OAK BROOK, ILL. — Net income at McDonald’s Corp. fell 1% during fiscal 2012, and the company said it expects lower January global comparable sales as it faces pressure from the global operating, economic and competitive environment.
For the year ended Dec. 31, 2012, the company had net income of $5,464.8 million, equal to $5.36 per share on the common stock, which compared with $5,503.1 million, or $5.27 per share, during the previous year. Total revenue during the year was $27,567 million, up 2% from $27,006 million during the previous year.
“Throughout 2012 we concentrated our efforts behind the global priorities that represent our greatest opportunities under the Plan to Win — optimizing our menu, modernizing the customer experience and broadening accessibility to our brand,” said Don Thompson, chief executive officer. “McDonald’s continued to grow by remaining focused on what matters most to our customers, although our results reflect the impact of the challenging global operating, economic and competitive environment.”
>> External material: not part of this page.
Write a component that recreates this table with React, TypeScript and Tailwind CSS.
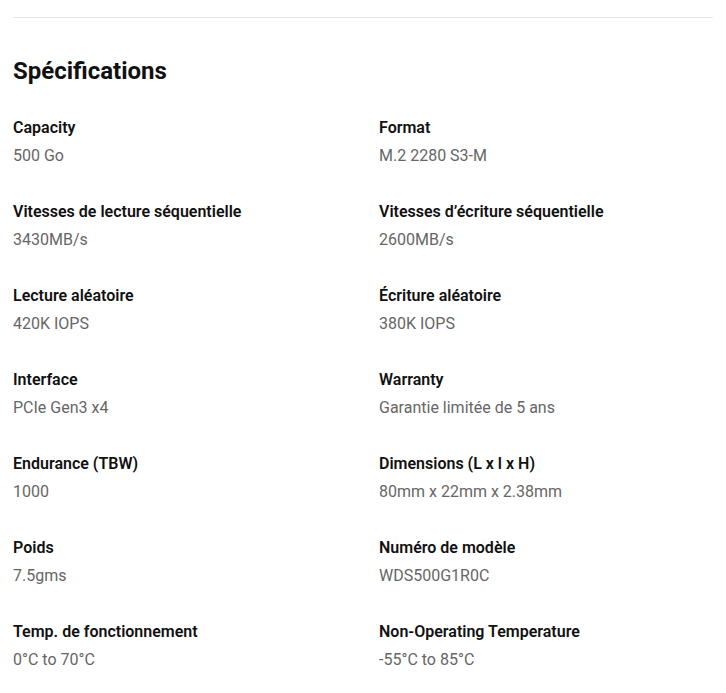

During the fourth quarter ended Dec. 31, net income rose 1% to $1,396.1 million, or $1.38 per share, which compared with $1,376.6 million, or $1.33 per share, during the same quarter of the previous year. Revenue was $6,952.1 million, up 2% from $6,822.7 million during the same quarter of the previous year.“As we begin the new year, our average annual long-term targets in constant currency remain intact: System-wide sales growth of 3% to 5%, operating income growth of 6% to 7%, and return on incremental invested capital in the high teens,” Mr. Thompson said. “We believe these targets remain realistic and sustainable for a company of our size and maturity. In 2013, we plan to invest about $3.2 billion of capital to open between 1,500 to 1,600 new McDonald’s restaurants and to reinvest in our existing locations, including reimaging more than 1,600 locations worldwide. We are confident that now is an opportune time to invest in our restaurant portfolio in ways that will yield value for all stakeholders in the future.”